With the exception of a few, the breweries have formed a natural cluster around the north end of downtown, creating a spillover effect to the businesses around. There’s brand new restaurants like The Black Antler and Pizzaria Tratto, trendy coffee shops like Wayne & Freda, neighbourhood favourites like Bench Market, new condo developments, a movie theatre, vintage clothing stores and more. There is a definite community building, and it just so happens to be anchored by the local breweries.
Other communities around BC have seen the same effect. Take Port Moody’s Brewery Row as a prime example. The development of just a handful of breweries in one specific location has led to the influx of thousands of happy drinkers. This then creates a demand for more places to eat, window shop, better transportation choices, etc. Before you know it, you’ve created an area that draws in more than just the casual crowd but people that actually want to put down roots.
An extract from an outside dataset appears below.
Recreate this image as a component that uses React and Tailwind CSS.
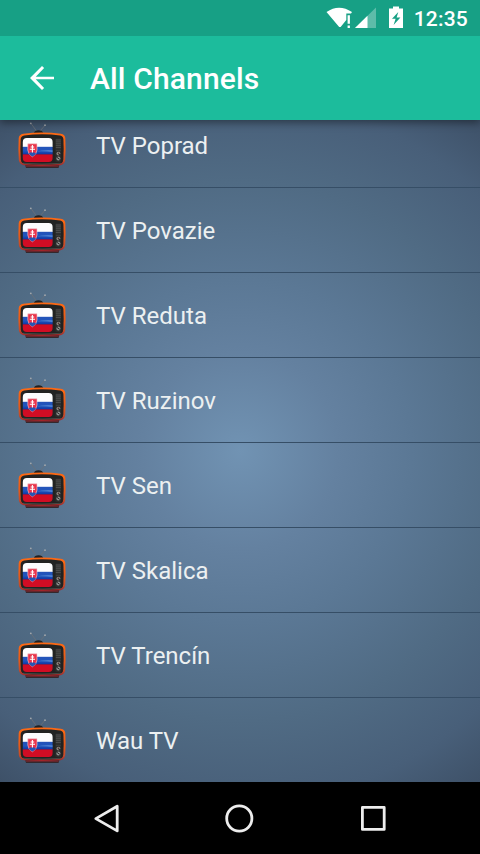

The secret seems to lay in the community embracing the change, and Penticton has been very supportive to craft brewers. For years its been the home of the Fest of Ales festival, and this year, the city officially designated Penticton Craft Beer Week.
One thing is for certain, Penticton residents are spoiled with choice. They have a wealth of local wines, spirits, cider, beer, fruit and food and have an enthusiasm for more. It’s an exciting time to watch Penticton grow and has evolved into a destination that everyone can enjoy.